What to do
Scan the records for the word "this". Copy each line that includes it.

=-=-=

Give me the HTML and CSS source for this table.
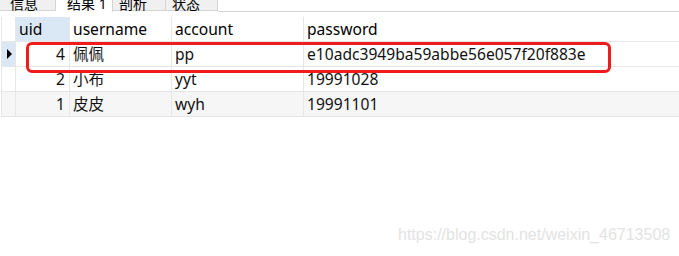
FILE: index.html
```html
<!DOCTYPE html>
<html lang="zh-CN">
<head>
    <meta charset="UTF-8">
    <title>结果 1</title>
    <link rel="stylesheet" href="styles.css">
</head>
<body>
    <div class="tabs">
        <div class="tab">信息</div>
        <div class="tab active">结果 1</div>
        <div class="tab">剖析</div>
        <div class="tab">状态</div>
        <div class="tab-fill"></div>
    </div>

    <table class="grid">
        <thead>
            <tr>
                <th class="ind"></th>
                <th class="c-uid current">uid</th>
                <th class="c-user">username</th>
                <th class="c-acc">account</th>
                <th class="c-pwd">password</th>
            </tr>
        </thead>
        <tbody>
            <tr>
                <td class="ind current"><span class="arrow"></span></td>
                <td class="num">4</td>
                <td>佩佩</td>
                <td>pp</td>
                <td>e10adc3949ba59abbe56e057f20f883e</td>
            </tr>
            <tr>
                <td class="ind"></td>
                <td class="num">2</td>
                <td>小布</td>
                <td>yyt</td>
                <td>19991028</td>
            </tr>
            <tr class="alt">
                <td class="ind"></td>
                <td class="num">1</td>
                <td>皮皮</td>
                <td>wyh</td>
                <td>19991101</td>
            </tr>
        </tbody>
    </table>

    <!-- red mark around the first row -->
    <div class="mark"></div>

    <div class="watermark">https://blog.csdn.net/weixin_46713508</div>
</body>
</html>
```

FILE: styles.css
```css
* {
    box-sizing: border-box;
    margin: 0;
    padding: 0;
}

body {
    font-family: "Noto Sans", "Noto Sans CJK SC", sans-serif;
    font-size: 15.6px;
    color: #111;
    background-color: white;
    width: 679px;
    height: 256px;
    overflow: hidden;
    position: relative;
}

.tabs {
    display: flex;
    height: 12px;
    overflow: hidden;
}

.tab {
    height: 11px;
    background-color: #f0f0f0;
    border: 1px solid #d4d4d4;
    border-top: none;
    border-left: none;
    font-size: 14px;
    line-height: 8px;
    padding-left: 10px;
    color: #000;
}

.tab:nth-child(1) { width: 56px; }
.tab:nth-child(2) { width: 57px; padding-left: 11px; }
.tab:nth-child(3) { width: 53px; padding-left: 6px; }
.tab:nth-child(4) { width: 52px; padding-left: 6px; }

.tab.active {
    background-color: white;
    border-bottom: none;
    height: 12px;
}

.tab-fill {
    flex: 1;
    border-bottom: 1px solid #d4d4d4;
    height: 12px;
}

.grid {
    margin-top: 5px;
    margin-left: 1px;
    border-collapse: collapse;
    width: 678px;
    table-layout: fixed;
}

.grid th,
.grid td {
    text-align: left;
    font-weight: normal;
    padding: 0 3px;
    white-space: nowrap;
    overflow: hidden;
    border-left: 1px solid #e6e6e6;
    border-bottom: 1px solid #e6e6e6;
}

.grid th {
    height: 24px;
    color: #000;
}

.grid td {
    height: 25px;
}

.grid th.ind,
.grid td.ind {
    width: 14px;
    padding: 0;
}

.grid .c-uid { width: 54px; }
.grid .c-user { width: 102px; }
.grid .c-acc { width: 132px; }

.grid .current {
    background-color: #dae8f6;
}

.grid td.num {
    text-align: right;
    padding-right: 4px;
}

.grid tr.alt td {
    background-color: #f6f6f6;
}

.arrow {
    display: block;
    width: 0;
    height: 0;
    margin-left: 5px;
    border-top: 5px solid transparent;
    border-bottom: 5px solid transparent;
    border-left: 5px solid #000;
}

.mark {
    position: absolute;
    left: 26px;
    top: 42px;
    width: 585px;
    height: 31px;
    border: 3px solid #f01c1c;
    border-radius: 6px;
}

.watermark {
    position: absolute;
    left: 398px;
    top: 226px;
    font-family: "Liberation Sans", Arial, sans-serif;
    font-size: 16px;
    color: #e3e3e3;
}
```
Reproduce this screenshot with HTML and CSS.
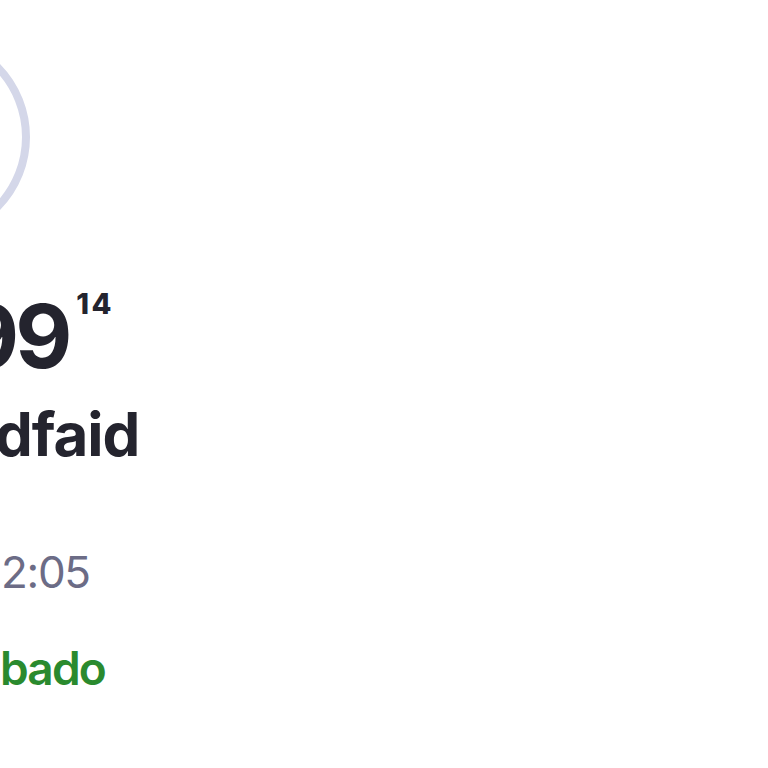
FILE: index.html
```html
<!DOCTYPE html>
<html lang="es">
<head>
<meta charset="utf-8">
<title>Detalle</title>
<link rel="stylesheet" href="styles.css">
</head>
<body>
<main class="detail">
  <div class="avatar-ring"></div>
  <div class="price"><span class="price-main">99</span><span class="price-cents">14</span></div>
  <div class="name">dfaid</div>
  <div class="time">2:05</div>
  <div class="day">bado</div>
</main>
</body>
</html>
```
FILE: styles.css
```css
html, body {
  margin: 0;
  padding: 0;
  background: #ffffff;
  width: 768px;
  height: 768px;
  overflow: hidden;
}

.detail {
  display: flex;
  flex-direction: column;
  align-items: flex-start;
  font-family: Inter, "Noto Sans", sans-serif;
}

.avatar-ring {
  width: 192px;
  height: 192px;
  border: 8px solid #d4d7e9;
  border-radius: 50%;
  margin-top: 33px;
  margin-left: -178px;
}

.price {
  display: flex;
  align-items: flex-start;
  margin-top: 51px;
  margin-left: -38px;
  color: #24242e;
  font-weight: 700;
}

.price-main {
  font-size: 88px;
  line-height: 1;
  letter-spacing: -4px;
}

.price-cents {
  font-size: 29px;
  line-height: 1;
  font-weight: 800;
  letter-spacing: 2.5px;
  margin-left: 8px;
  margin-top: -3px;
}

.name {
  margin-top: 24px;
  margin-left: -5px;
  font-size: 60px;
  line-height: 1;
  font-weight: 700;
  letter-spacing: -1px;
  color: #24242e;
}

.time {
  margin-top: 86px;
  margin-left: 1px;
  font-size: 44px;
  line-height: 1;
  font-weight: 400;
  letter-spacing: -1.3px;
  color: #6c6c86;
}

.day {
  margin-top: 51px;
  margin-left: 0;
  font-size: 46px;
  line-height: 1;
  font-weight: 600;
  letter-spacing: -1.8px;
  color: #2a8a2e;
}
```
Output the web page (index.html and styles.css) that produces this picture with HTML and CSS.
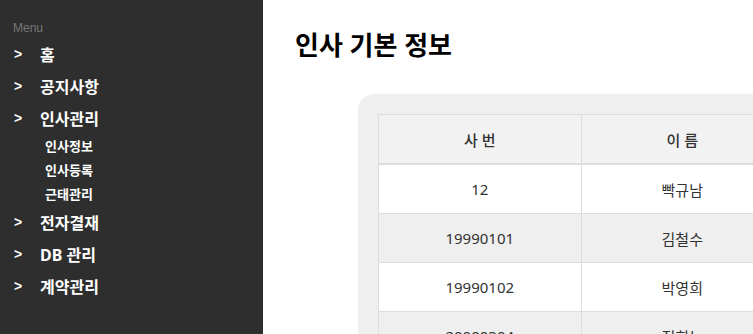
FILE: index.html
```html
<!DOCTYPE html>
<html lang="ko">
<head>
    <meta charset="UTF-8">
    <meta name="viewport" content="width=device-width, initial-scale=1.0">
    <title>인사 기본 정보</title>
    <link rel="stylesheet" href="styles.css">
</head>
<body>
    <nav class="sidebar">
        <div class="menu-label">Menu</div>
        <ul class="menu">
            <li class="menu-item"><span class="arrow">&gt;</span>홈</li>
            <li class="menu-item"><span class="arrow">&gt;</span>공지사항</li>
            <li class="menu-item"><span class="arrow">&gt;</span>인사관리</li>
            <li class="sub-item">인사정보</li>
            <li class="sub-item">인사등록</li>
            <li class="sub-item">근태관리</li>
            <li class="menu-item"><span class="arrow">&gt;</span>전자결재</li>
            <li class="menu-item"><span class="arrow">&gt;</span>DB 관리</li>
            <li class="menu-item"><span class="arrow">&gt;</span>계약관리</li>
        </ul>
    </nav>
    <main class="content">
        <h1 class="title">인사 기본 정보</h1>
        <div class="panel">
            <table class="emp-table">
                <thead>
                    <tr>
                        <th>사 번</th>
                        <th>이 름</th>
                    </tr>
                </thead>
                <tbody>
                    <tr><td>12</td><td>빡규남</td></tr>
                    <tr><td>19990101</td><td>김철수</td></tr>
                    <tr><td>19990102</td><td>박영희</td></tr>
                    <tr><td>20000304</td><td>정희누</td></tr>
                </tbody>
            </table>
        </div>
    </main>
</body>
</html>
```
FILE: styles.css
```css
body {
    margin: 0;
    padding: 0;
    display: flex;
    height: 100vh;
    overflow: hidden;
    font-family: 'Noto Sans', 'Noto Sans CJK KR', sans-serif;
    background-color: #fff;
}

.sidebar {
    width: 263px;
    flex-shrink: 0;
    background-color: #2e2e2e;
    color: #fff;
    padding-top: 20px;
    box-sizing: border-box;
}

.menu-label {
    font-family: 'Liberation Sans', Arial, sans-serif;
    font-size: 12px;
    color: #777;
    padding-left: 13px;
    line-height: 16px;
}

.menu {
    list-style: none;
    margin: 0;
    padding: 0;
}

.menu-item {
    display: flex;
    align-items: center;
    height: 32px;
    font-size: 16px;
    font-weight: bold;
    padding-left: 14px;
}

.menu-item:first-child {
    margin-top: 2px;
}

.arrow {
    width: 26px;
    font-family: 'Liberation Sans', Arial, sans-serif;
    font-size: 14px;
}

.sub-item {
    height: 24px;
    line-height: 24px;
    font-size: 13px;
    font-weight: bold;
    padding-left: 45px;
}

.content {
    flex: 1;
    padding-left: 32px;
    overflow: hidden;
}

.title {
    font-size: 26px;
    font-weight: bold;
    margin: 26px 0 0;
    line-height: 38px;
    color: #000;
}

.panel {
    margin: 30px 0 0 63px;
    background-color: #efefef;
    border-radius: 16px 0 0 0;
    padding: 20px 0 0 20px;
    width: 600px;
}

.emp-table {
    border-collapse: collapse;
    table-layout: fixed;
    width: 406px;
    background-color: #fff;
    color: #333;
    font-size: 15px;
}

.emp-table th,
.emp-table td {
    border: 1px solid #ddd;
    height: 48px;
    text-align: center;
    padding: 0;
}

.emp-table th {
    background-color: #f2f2f2;
    font-weight: 500;
    border-bottom: 2px solid #ddd;
}

.emp-table tbody tr:nth-child(even) {
    background-color: #efefef;
}
```
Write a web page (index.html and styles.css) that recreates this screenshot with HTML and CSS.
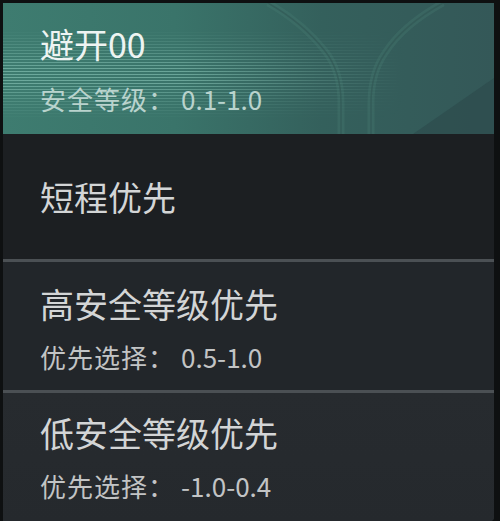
FILE: index.html
```html
<!DOCTYPE html>
<html lang="zh">
<head>
<meta charset="utf-8">
<link rel="stylesheet" href="styles.css">
</head>
<body>
<div class="panel">
  <div class="item active">
    <div class="stripes"><div class="stripes-inner"></div></div>
    <svg class="deco" width="491" height="131" viewBox="0 0 491 131">
      <path d="M265 0 Q300 20 322 48 Q338 68 338 100 L338 131" fill="none" stroke="#4a7f75" stroke-width="7" stroke-opacity="0.3"/>
      <path d="M265 0 Q300 20 322 48 Q338 68 338 100 L338 131" fill="none" stroke="#2e5250" stroke-width="1.5" stroke-opacity="0.5"/>
      <path d="M440 0 Q400 22 382 50 Q368 70 368 100 L368 131" fill="none" stroke="#4a7f75" stroke-width="7" stroke-opacity="0.3"/>
      <path d="M440 0 Q400 22 382 50 Q368 70 368 100 L368 131" fill="none" stroke="#2e5250" stroke-width="1.5" stroke-opacity="0.5"/>
      <path d="M410 131 L491 75 L491 131 Z" fill="#2a4647" fill-opacity="0.5"/>
    </svg>
    <div class="title">避开00</div>
    <div class="sub">安全等级：<span class="num">0.1-1.0</span></div>
  </div>
  <div class="item single">
    <div class="title">短程优先</div>
  </div>
  <div class="sep"></div>
  <div class="item third">
    <div class="title">高安全等级优先</div>
    <div class="sub">优先选择：<span class="num">0.5-1.0</span></div>
  </div>
  <div class="sep"></div>
  <div class="item fourth">
    <div class="title">低安全等级优先</div>
    <div class="sub">优先选择：<span class="num">-1.0-0.4</span></div>
  </div>
</div>
</body>
</html>
```

FILE: styles.css
```css
html, body {
  margin: 0;
  padding: 0;
  background: #0e1011;
  width: 500px;
  height: 521px;
  overflow: hidden;
}
body {
  font-family: "Noto Sans CJK SC", "Noto Sans", sans-serif;
}
.panel {
  margin: 3px 6px 0 3px;
  height: 518px;
  background: #23272b;
  border-bottom-right-radius: 4px;
  overflow: hidden;
  display: flex;
  flex-direction: column;
}
.item {
  position: relative;
  padding-left: 37px;
  display: flex;
  flex-direction: column;
  box-sizing: border-box;
}
.title {
  position: relative;
  font-size: 34px;
  line-height: 40px;
  color: #d3d5d6;
}
.sub {
  position: relative;
  font-size: 26px;
  line-height: 32px;
  letter-spacing: 1px;
  color: #c2c4c5;
}
.num {
  margin-left: 6px;
  letter-spacing: 0;
}
.active {
  height: 131px;
  padding-top: 21px;
  background:
    linear-gradient(90deg, #3e7c70 0%, #3a746a 35%, #34605c 65%, #345858 100%);
}
.stripes {
  position: absolute;
  left: 0;
  top: 26px;
  width: 400px;
  height: 90px;
  -webkit-mask-image: linear-gradient(90deg, #000 0%, #000 45%, transparent 100%);
  mask-image: linear-gradient(90deg, #000 0%, #000 45%, transparent 100%);
}
.stripes-inner {
  width: 100%;
  height: 100%;
  background: repeating-linear-gradient(180deg, rgba(165,225,210,0.45) 0 1px, rgba(0,0,0,0) 1px 3px);
  -webkit-mask-image: linear-gradient(180deg, transparent 0%, rgba(0,0,0,0.5) 25%, #000 45%, #000 60%, rgba(0,0,0,0.4) 80%, transparent 100%);
  mask-image: linear-gradient(180deg, transparent 0%, rgba(0,0,0,0.5) 25%, #000 45%, #000 60%, rgba(0,0,0,0.4) 80%, transparent 100%);
}
.deco {
  position: absolute;
  left: 0;
  top: 0;
}
.active .title {
  color: #eef4f2;
}
.active .sub {
  color: #b9d3cd;
  margin-top: 19px;
}
.single {
  height: 125px;
  padding-top: 43px;
  background: #1c1f22;
}
.sep {
  height: 3px;
  flex: none;
  background: #4b5054;
}
.third {
  height: 128px;
  padding-top: 22px;
  background: #22262a;
}
.third .sub, .fourth .sub {
  margin-top: 17px;
}
.fourth {
  flex: 1;
  padding-top: 20px;
  background: linear-gradient(180deg, #272b2f 0%, #25292d 100%);
}
```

=-=-=

Exercise output
Give me the HTML and CSS source for this table.
Reproduce this screenshot with HTML and CSS.
Output the web page (index.html and styles.css) that produces this picture with HTML and CSS.
Write a web page (index.html and styles.css) that recreates this screenshot with HTML and CSS.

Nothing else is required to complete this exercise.